Meinung

Predigt beim Feierabendbier

Titus Schlagowsky führte ein erfolgreiches Unternehmen, hinterzog dann Steuern, landete im Knast – und predigt heute in der Kneipe von der Liebe Jesu. Eine Rezension.
Von Nicolai Franz

Titus Schlagowskys Bibel trägt einen Stempel, der viel über seine Geschichte verrät: „Katholische Seelsorge JVA Koblenz“. Der Mann mit dem Rauschebart hat eine Haftstrafe verbüßt, und auch heute noch spürt er den Stempel, den er davon mitbekommen hat. „In gewisser Weise bin ich ein Bürger oder Mensch zweiter Klasse, und ich werde es bleiben“, schreibt er in seinem Buch „Der Kneipenpastor“. In die USA oder nach Kanada wird er nie fliegen können, auf der Bank braucht er ein sogenanntes „Pfändungsschutzkonto“. Aber: „Und gleichzeitig staune ich darüber, dass Gott lächelnd daneben steht und sagt: ‚Mit dem habe ich noch etwas vor.‘“

Schlagowskys Weg zum Kneipenpastor führte über viele Umwege. Er stammt aus der DDR, was man heute noch ein wenig an seiner Aussprache hört. Die ersten Seiten seines Buches beschreiben die Geschichte eines Ostdeutschen, der schließlich im Westen zum erfolgreichen Unternehmer wird – bis irgendwann Schwierigkeiten auftauchen und die Steuerfahndung zu Besuch kommt. Insgesamt 17 Mal, so Schlagowsky, schauen die Ermittler zwischen 2004 und 2011 bei ihm vorbei – und bringen ihn schließlich wegen Steuerbetrugs vor Gericht und in den Knast.

Im Gefängnis erwartet ihn eine neue, eine harte Welt, in der Männer keinen größeren Fehler machen können, als schwach zu wirken.
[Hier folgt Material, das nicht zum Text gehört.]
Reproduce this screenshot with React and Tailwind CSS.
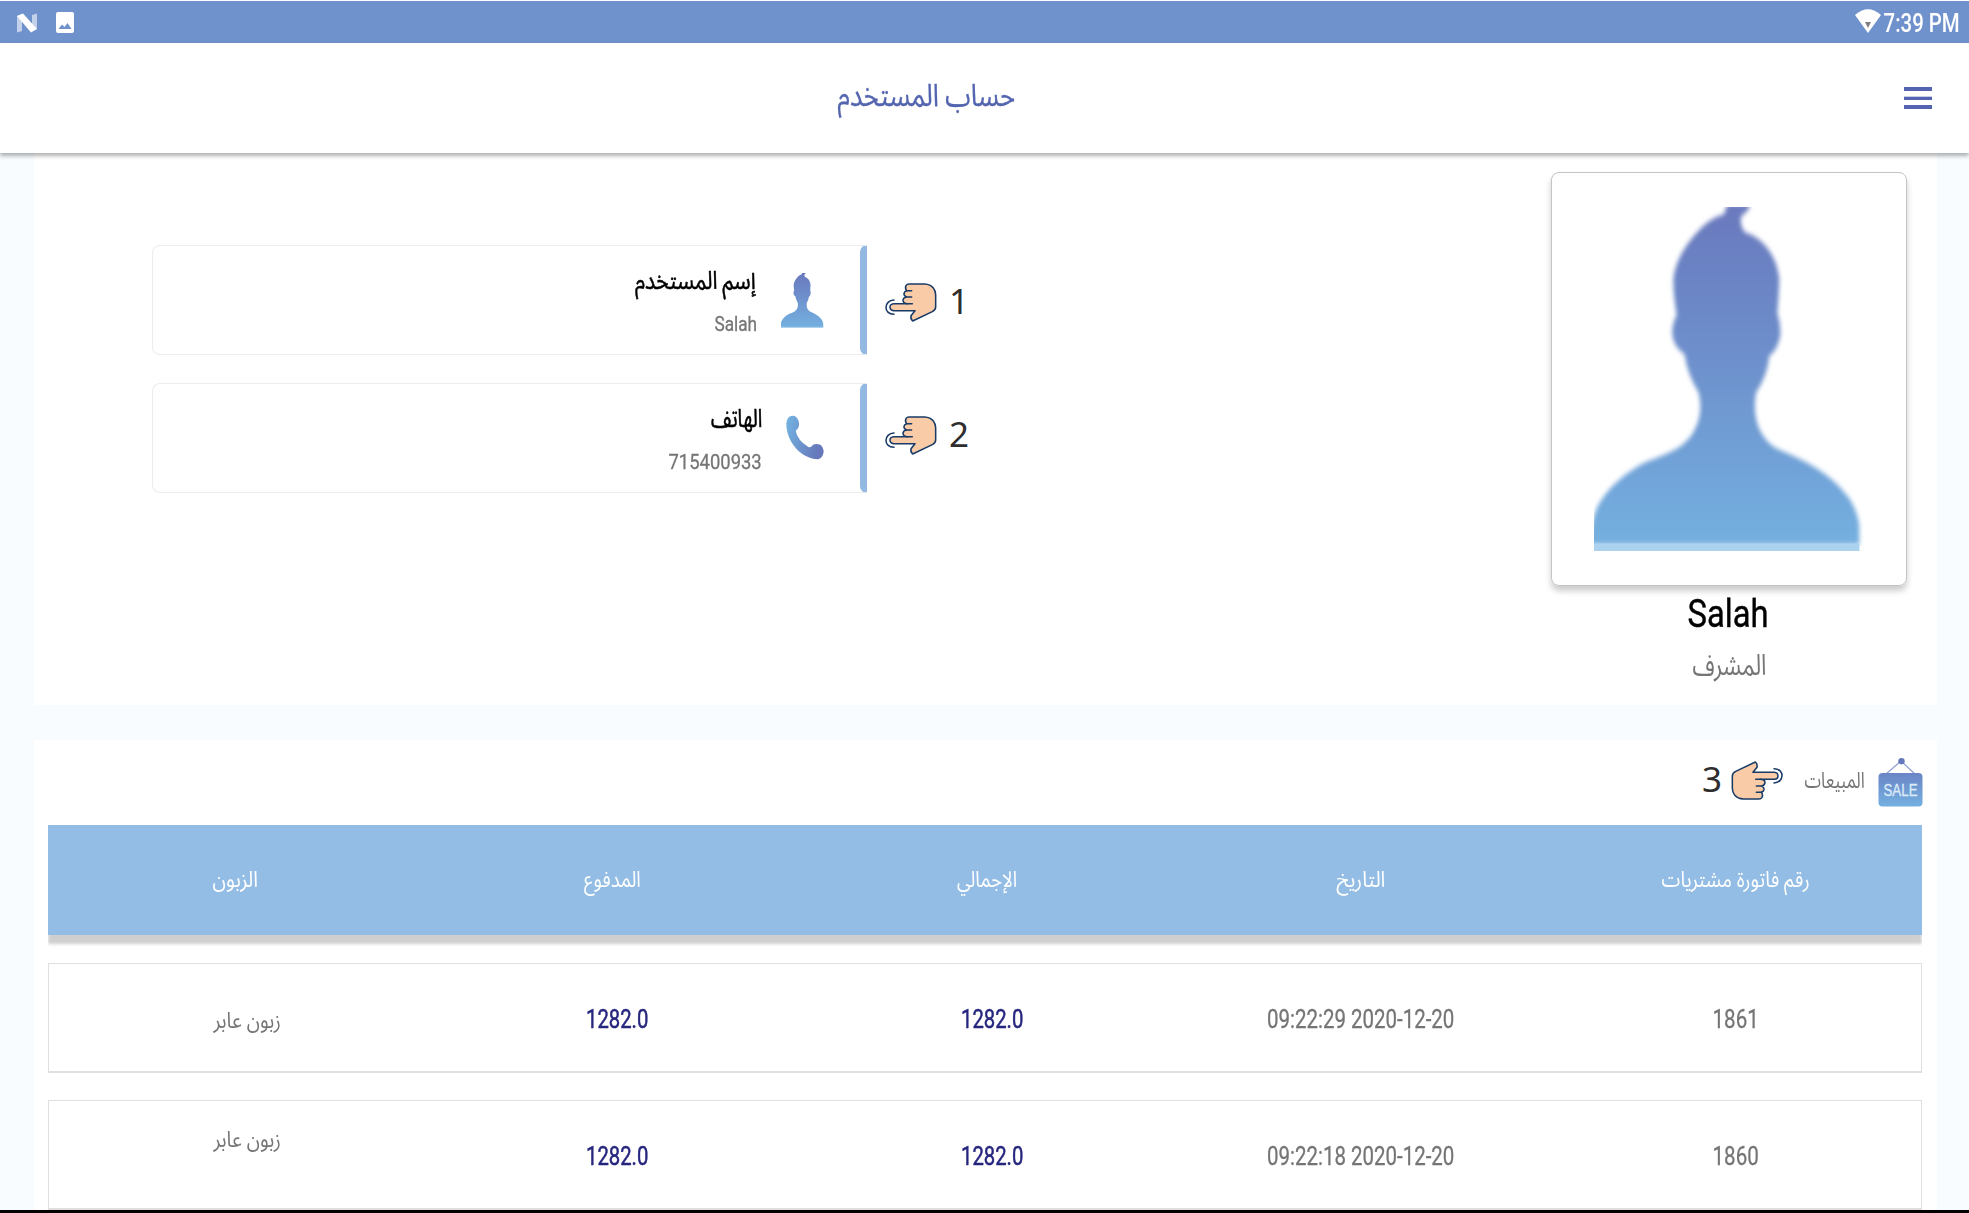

Er erlebt schwere Kerle, die einem Pfandflaschendieb die Beine brechen, einen Serienmörder, der Strickmützen gegen Zigaretten verkauft – und zerbrechliche Männer, die draußen den harten Hund geben, aber in Schlagowskys Zelle um Seelsorge bitten.

Vom Häftling zum Prädikant

Schlagowsky selbst entrinnt nur knapp dem Suizid, als er plötzlich spürt, wie Gott in sein Leben eingreift – und zwar wie ein Vorschlaghammer, der ihn frontal am Kopf trifft, erinnert er sich. Er lernt Gottes Liebe und Vergebung kennen, und macht einen tiefen Wandel durch. Christliche Bücher stapeln sich in seiner Zelle, bei Häftlingen macht er sich durch zuvorkommende Gesten beliebt, etwa als er seine Eltern bittet, zwei Häftlingen ohne Angehörigen ebenfalls ein Weihnachtspäckchen zu packen.

Der Autor schildert anschaulich, was er im Knast alles erlebt hat, spart nicht mit Kritik an mangelnder Sinnhaftigkeit der Einrichtungen, driftet dabei aber nie in Bitterkeit ab. Eine gewisse Selbstironie und eine gehörige Portion begleiten ihn durchgängig – vielleicht auch Teil seines Rezeptes, die Knastzeit gut überstanden zu haben.

Als er freikommt, spricht ihn eine Zeitungsanzeige an. Er wird Prädikant, Seelsorger – und mehr oder weniger nebenbei zum „Kneipenpastor“, als er nämlich vor den Gästen seines eigenen Lokals eine Sonntagspredigt übt. Damit beginnt für Schlagowsky ein außergewöhnliches Projekt: Regelmäßig predigt er nicht nur in der Kirche, sondern auch vor seinem Tresen. Authentisch, bodenständig, alltagsrelevant. Es hören ihm nicht nur die üblichen Verdächtigen in den Kirchenbänken zu, sondern auch die, die einfach ihr Feierabendbier genießen wollen. Während der Pandemie dreht er Videos, die er bis heute weiter produziert.

„Der Kneipenpastor“ ist eine Ost-West-Biographie, eine Achterbahnfahrt eines Unternehmers und eine Knast-Story. Dieses Buch hat viele Facetten. Vor allem aber zeigt es eines: Wie Gott manchmal in genau den Momenten eingreift, in denen jede Hoffnung dahin ist. Zur Not auch mit dem Vorschlaghammer.